RICHMOND, Va. (WWBT) - Delivering packages is something local UPS truck driver James Trusty enjoys doing day in and day out.
James Trusty said he has been to the hospital twice, once with kidney failure, due to heat-related stress. / Source: WWBT
“UPS has provided me, my family and everyone I know who works there with a great life,” Trusty said.
But Trusty says many of those days spent driving in record-breaking heat during the summer can be brutal, especially when the truck he drives has no air conditioning.
“The front of the truck has no relief, no air conditioning, no cool air and no way to really cool off,” Trusty said.
Trusty says some weeks he spends upwards of $200 on bags of ice and extra water bottles to beat the heat.
“I sweat a lot, and I can’t put it back in me as fast as I’m losing it,” Trusty said. “I can’t keep spending $200 a week on drinks."
But Trusty’s isn’t sweating this problem out alone. There are UPS trucks all over the country running without A/C and cargo areas reach a scorching 150 degrees or more.
It’s working conditions like this that Trusty says are the reason he had to go to the hospital on more than one occasion.
“I’ve ended up in the hospital twice now because of it,” Trusty said. “I was throwing up profusely, so I drove to the hospital and my kidney’s were in failure, and I actually needed five-liter bags filled of fluid before I could pee once.”
A national analysis conducted by NBC, found that there were 107 reports in 23 states of UPS employees being admitted to the hospital for heat-related illnesses.
But UPS says the number of heat-related hospital visits cited in the analysis is just 0.9 percent of it’s 118,000 driver workforce and that pre-existing personal medical conditions contributed to several of the incidents.
They also add that air conditioning would not be effective in its small package delivery fleet, since its drivers make stops on average every two to three minutes and spend a significant portion of their time outside of the vehicle and at each stop, the engine is turned off, doors are closed and the vehicle is secured.
UPS says conventional A/C systems are not effective in cooling the large cab of delivery vehicles operating with frequent on/off engine and A/C system cycles.
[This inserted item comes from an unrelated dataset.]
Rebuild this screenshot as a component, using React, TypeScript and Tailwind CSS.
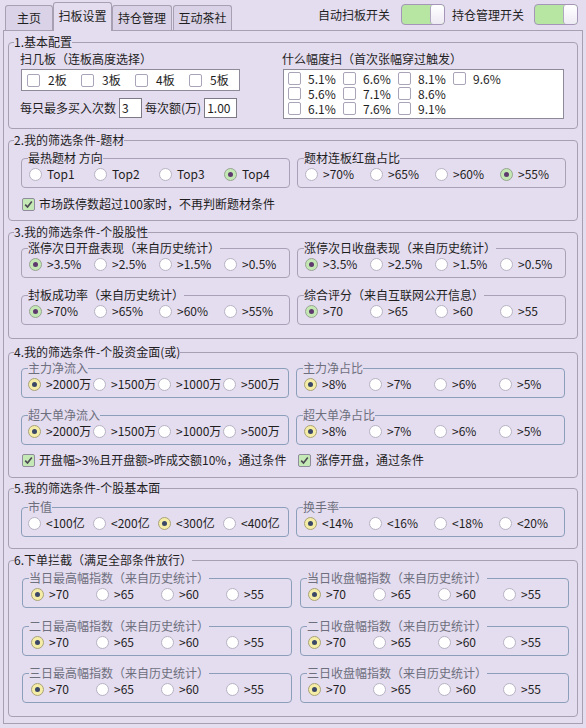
import React from 'react';

type V = 'g' | 'y';

function Radio({ on, v }: { on?: boolean; v: V }) {
  if (!on) return <span className="w-[13px] h-[13px] shrink-0 rounded-full border border-[#b7b3c4] bg-white" />;
  return (
    <span
      className={
        v === 'g'
          ? 'w-[13px] h-[13px] shrink-0 rounded-full border border-[#98a394] bg-[#c4e8b3] flex items-center justify-center'
          : 'w-[13px] h-[13px] shrink-0 rounded-full border border-[#a9a27a] bg-[#f5eda5] flex items-center justify-center'
      }
    >
      <span className={v === 'g' ? 'w-[5px] h-[5px] rounded-full bg-[#5f3a6f]' : 'w-[5px] h-[5px] rounded-full bg-[#3a4767]'} />
    </span>
  );
}

function Check({ on }: { on?: boolean }) {
  if (!on) return <span className="w-[13px] h-[13px] shrink-0 rounded-[2px] border border-[#aaa4b8] bg-white" />;
  return (
    <span className="w-[13px] h-[13px] shrink-0 rounded-[2px] border border-[#8f8a9c] bg-[#c5e9b6] flex items-center justify-center">
      <svg width="9" height="9" viewBox="0 0 9 9">
        <path d="M1.2 4.6 L3.5 7 L7.8 1.4" fill="none" stroke="#4b4852" strokeWidth="1.6" />
      </svg>
    </span>
  );
}

function Group({
  title,
  opts,
  sel,
  v,
  blue,
  w = 'w-[268px]',
  pl = 'pl-[7px]',
}: {
  title: string;
  opts: string[];
  sel: number;
  v: V;
  blue?: boolean;
  w?: string;
  pl?: string;
}) {
  return (
    <fieldset className={`${w} h-[38px] shrink-0 rounded-[4px] border ${blue ? 'border-[#8c9fba]' : 'border-[#a9a2b6]'}`}>
      <legend className={`ml-[6px] leading-4 ${blue ? 'text-[#6d6f7d]' : 'text-[#1e1e1e]'}`}>{title}</legend>
      <div className={`-mt-[2px] h-[20px] flex items-center ${pl}`}>
        {opts.map((o, i) => (
          <div key={o} className="w-[65px] shrink-0 flex items-center gap-[5px] whitespace-nowrap">
            <Radio on={i === sel} v={v} />
            <span>{o}</span>
          </div>
        ))}
      </div>
    </fieldset>
  );
}

function Section({ title, h, mt, children }: { title: string; h: string; mt: string; children: React.ReactNode }) {
  return (
    <fieldset className={`mx-[4px] ${mt} ${h} shrink-0 rounded-[4px] border border-[#a7a0b3]`}>
      <legend className="ml-[5px] leading-4">{title}</legend>
      {children}
    </fieldset>
  );
}

function Toggle() {
  return (
    <div className="w-[44px] h-[21px] rounded-[4px] border border-[#a596b9] bg-[#b6e6a2] flex justify-end overflow-hidden">
      <div className="w-[14px] h-full rounded-[3px] border-l border-[#b0a8c0] bg-gradient-to-b from-white to-[#eeeaf4]" />
    </div>
  );
}

export default function App() {
  const pct = [
    ['5.1%', '6.6%', '8.1%', '9.6%'],
    ['5.6%', '7.1%', '8.6%', ''],
    ['6.1%', '7.6%', '9.1%', ''],
  ];
  const idx = ['>70', '>65', '>60', '>55'];
  return (
    <div className="w-[586px] h-[728px] overflow-hidden bg-[#e4dcef] px-[3px] text-[12px] leading-4 text-[#1e1e1e] font-['Noto_Sans_CJK_SC',sans-serif]">
      {/* top bar */}
      <div className="h-[30px] flex justify-between">
        <div className="flex items-end h-[30px] pl-[2px]">
          <div className="w-[48px] h-[25px] rounded-t-[3px] border border-b-0 border-[#a7a0b3] bg-[#dad2e6] flex items-center justify-center">主页</div>
          <div className="relative z-10 -mb-[1px] w-[59px] h-[29px] rounded-t-[3px] border border-b-0 border-[#a7a0b3] bg-[#e4dcef] flex items-center justify-center pb-[2px]">扫板设置</div>
          <div className="w-[60px] h-[25px] rounded-t-[3px] border border-b-0 border-[#a7a0b3] bg-[#dad2e6] flex items-center justify-center">持仓管理</div>
          <div className="ml-[1px] w-[59px] h-[25px] rounded-t-[3px] border border-b-0 border-[#a7a0b3] bg-[#dad2e6] flex items-center justify-center">互动茶社</div>
        </div>
        <div className="flex items-center h-[21px] mt-[4px] pr-[5px]">
          <span>自动扫板开关</span>
          <span className="ml-[11px]"><Toggle /></span>
          <span className="ml-[7px]">持仓管理开关</span>
          <span className="ml-[10px]"><Toggle /></span>
        </div>
      </div>

      {/* pane */}
      <div className="h-[694px] border border-[#a7a0b3] pt-[3px] flex flex-col">
        <Section title="1.基本配置" h="h-[95px]" mt="mt-0">
          <div className="flex pl-[12px] pt-[1px]">
            <div className="w-[219px] shrink-0">
              <div className="h-4 -ml-[1px]">扫几板（连板高度选择）</div>
              <div className="mt-[2px] h-[22px] border border-[#8e8a99] bg-white flex items-center pl-[5px]">
                {['2板', '3板', '4板', '5板'].map((t) => (
                  <div key={t} className="w-[54px] shrink-0 flex items-center gap-[8px]">
                    <Check />
                    <span>{t}</span>
                  </div>
                ))}
              </div>
              <div className="mt-[7px] flex items-center h-[20px] whitespace-nowrap">
                <span className="-ml-[1px]">每只最多买入次数</span>
                <span className="ml-[3px] w-[23px] h-[20px] border border-[#7d7a86] bg-white pl-[2px] leading-[18px]">3</span>
                <span className="ml-[3px]">每次额(万)</span>
                <span className="ml-[3px] w-[33px] h-[20px] border border-[#7d7a86] bg-white pl-[2px] leading-[18px]">1.00</span>
              </div>
            </div>
            <div className="ml-[43px] w-[281px] shrink-0">
              <div className="h-4 -ml-[1px]">什么幅度扫（首次张幅穿过触发）</div>
              <div className="mt-[2px] h-[50px] border border-[#8e8a99] bg-white pl-[4px] pt-[1px] flex flex-col">
                {pct.map((row, r) => (
                  <div key={r} className="h-[15px] leading-[14px] flex items-center">
                    {row.map((c, i) =>
                      c ? (
                        <div key={i} className="w-[55px] shrink-0 flex items-center gap-[7px]">
                          <Check />
                          <span>{c}</span>
                        </div>
                      ) : (
                        <div key={i} className="w-[55px] shrink-0" />
                      )
                    )}
                  </div>
                ))}
              </div>
            </div>
          </div>
        </Section>

        <Section title="2.我的筛选条件-题材" h="h-[89px]" mt="mt-[3px]">
          <div className="flex gap-[7px] pl-[12px] mt-[2px]">
            <Group title="最热题材 方向" opts={['Top1', 'Top2', 'Top3', 'Top4']} sel={3} v="g" />
            <Group title="题材连板红盘占比" opts={['>70%', '>65%', '>60%', '>55%']} sel={3} v="g" />
          </div>
          <div className="mt-[8px] pl-[13px] flex items-center gap-[4px] h-4">
            <Check on />
            <span>市场跌停数超过100家时，不再判断题材条件</span>
          </div>
        </Section>

        <Section title="3.我的筛选条件-个股股性" h="h-[115px]" mt="mt-[3px]">
          <div className="flex gap-[7px] pl-[12px]">
            <Group title="涨停次日开盘表现（来自历史统计）" opts={['>3.5%', '>2.5%', '>1.5%', '>0.5%']} sel={0} v="g" />
            <Group title="涨停次日收盘表现（来自历史统计）" opts={['>3.5%', '>2.5%', '>1.5%', '>0.5%']} sel={0} v="g" />
          </div>
          <div className="flex gap-[7px] pl-[12px] mt-[9px]">
            <Group title="封板成功率（来自历史统计）" opts={['>70%', '>65%', '>60%', '>55%']} sel={0} v="g" />
            <Group title="综合评分（来自互联网公开信息）" opts={idx} sel={0} v="g" />
          </div>
        </Section>

        <Section title="4.我的筛选条件-个股资金面(或)" h="h-[134px]" mt="mt-[5px]">
          <div className="flex gap-[7px] pl-[12px]">
            <Group title="主力净流入" opts={['>2000万', '>1500万', '>1000万', '>500万']} sel={0} v="y" blue pl="pl-[6px]" />
            <Group title="主力净占比" opts={['>8%', '>7%', '>6%', '>5%']} sel={0} v="y" blue />
          </div>
          <div className="flex gap-[7px] pl-[12px] mt-[9px]">
            <Group title="超大单净流入" opts={['>2000万', '>1500万', '>1000万', '>500万']} sel={0} v="y" blue pl="pl-[6px]" />
            <Group title="超大单净占比" opts={['>8%', '>7%', '>6%', '>5%']} sel={0} v="y" blue />
          </div>
          <div className="mt-[7px] pl-[13px] flex items-center h-4">
            <div className="w-[276px] shrink-0 flex items-center gap-[4px]">
              <Check on />
              <span>开盘幅&gt;3%且开盘额&gt;昨成交额10%，通过条件</span>
            </div>
            <div className="flex items-center gap-[5px]">
              <Check on />
              <span>涨停开盘，通过条件</span>
            </div>
          </div>
        </Section>

        <Section title="5.我的筛选条件-个股基本面" h="h-[69px]" mt="mt-[2px]">
          <div className="flex gap-[7px] pl-[12px] mt-[3px]">
            <Group title="市值" opts={['<100亿', '<200亿', '<300亿', '<400亿']} sel={2} v="y" blue pl="pl-[6px]" />
            <Group title="换手率" opts={['<14%', '<16%', '<18%', '<20%']} sel={0} v="y" blue />
          </div>
        </Section>

        <Section title="6.下单拦截（满足全部条件放行）" h="h-[165px]" mt="mt-[3px]">
          <div className="flex gap-[8px] pl-[13px] mt-[2px]">
            <Group title="当日最高幅指数（来自历史统计）" opts={idx} sel={0} v="y" blue pl="pl-[8px]" />
            <Group title="当日收盘幅指数（来自历史统计）" opts={idx} sel={0} v="y" blue w="w-[269px]" />
          </div>
          <div className="flex gap-[8px] pl-[13px] mt-[10px]">
            <Group title="二日最高幅指数（来自历史统计）" opts={idx} sel={0} v="y" blue pl="pl-[8px]" />
            <Group title="二日收盘幅指数（来自历史统计）" opts={idx} sel={0} v="y" blue w="w-[269px]" />
          </div>
          <div className="flex gap-[8px] pl-[13px] mt-[9px]">
            <Group title="三日最高幅指数（来自历史统计）" opts={idx} sel={0} v="y" blue pl="pl-[8px]" />
            <Group title="三日收盘幅指数（来自历史统计）" opts={idx} sel={0} v="y" blue w="w-[269px]" />
          </div>
        </Section>
      </div>
    </div>
  );
}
A/C Units in their smaller shipping trucks would be ineffective in cooling the cabs of the delivery vehicles given the amount of time drivers spend outside making deliveries.
UPS says it assists drivers and other employees who work in hot locations by providing training and awareness, bottled water, ice, cooling towels and other assistance to operate safely in outdoor conditions.
But Trusty says it’s not enough.
“I’m very thankful for the job I have the company is great, but the environment we work in is not and that’s tough,” Trusty said.
Despite this, Trusty still loves his job and hopes UPS can work more with employees to get them more relief from the heat otherwise he’s not sure how long he’ll last.
“I’m not going to be able to do this for 30 years if this is the kind of summer I go through every year,” Trusty said.
In a statement UPS said that they appreciate the contributions made by its entire workforce, but believe employees must share responsibility for maintaining their health and readiness for work.
UPS says that it does not condone any of its employees to keep working to the point that they risk their health and that If an employee ever feels ill for any reason, they are to stop and notify their delivery center management.